I’LL SAY THIS for Quentin Tarantino, some of his movies have excellent female heroines. Subscribers to The Dialectic may have seen the previous article in this series, where we looked at the character of The Bride in Kill Bill1. She was an action hero, a character possessed of preternatural skills, a warrior who took no nonsense (or prisoners). The eponymous hero of Tarantino’s 1997 crime thriller Jackie Brown has singular attributes, but they are much more credibly human. She is no less impressive than The Bride as a character, and being a woman in her mid-forties, is arguably an even more valuable entry in the rolodex of good fictional female role models.
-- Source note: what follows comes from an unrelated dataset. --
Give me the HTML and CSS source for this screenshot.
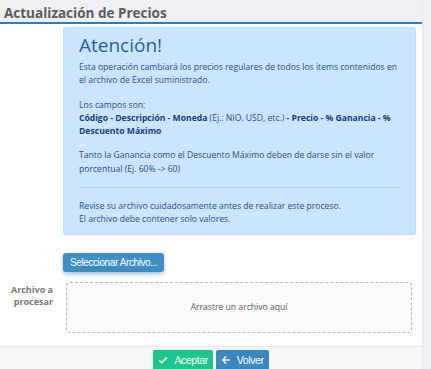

The Hollywood spotlight still has a tendency to flicker increasingly as female actors lose currency - or, to use a less euphemistic term, “age” - but Pam Grier2 as the indomitable Jackie Brown blows away such discriminatory hogwash with the efficiency of a tidal wave. The British film critic Mark Kermode had this to say of her performance when reviewing the film on its 25th anniversary in the podcast Kermode and Mayo’s Take.
…Pam Grier is just…the whole screen glows!…she’s every bit as much of a force of nature as she always was.
Kermode is known for the eloquence of his film reviews, so I assume from this rather disappointing comment - it could have been penned by a teenage fan - that in this instance his powers of rhetoric were quashed by his enthusiasm. I can understand it. Grier as Jackie Brown runs rings around both the police and a hair-raisingly menacing dealer in illegal firearms called Ordell Robbie, played by Samuel L. Jackson. Robbie bumps off his associates with the spontaneity of someone who moves in circles where life is cheap and very, very dangerous. He is intelligent, charming and deadly, but ultimately no match for this shrewd, streetwise survivor.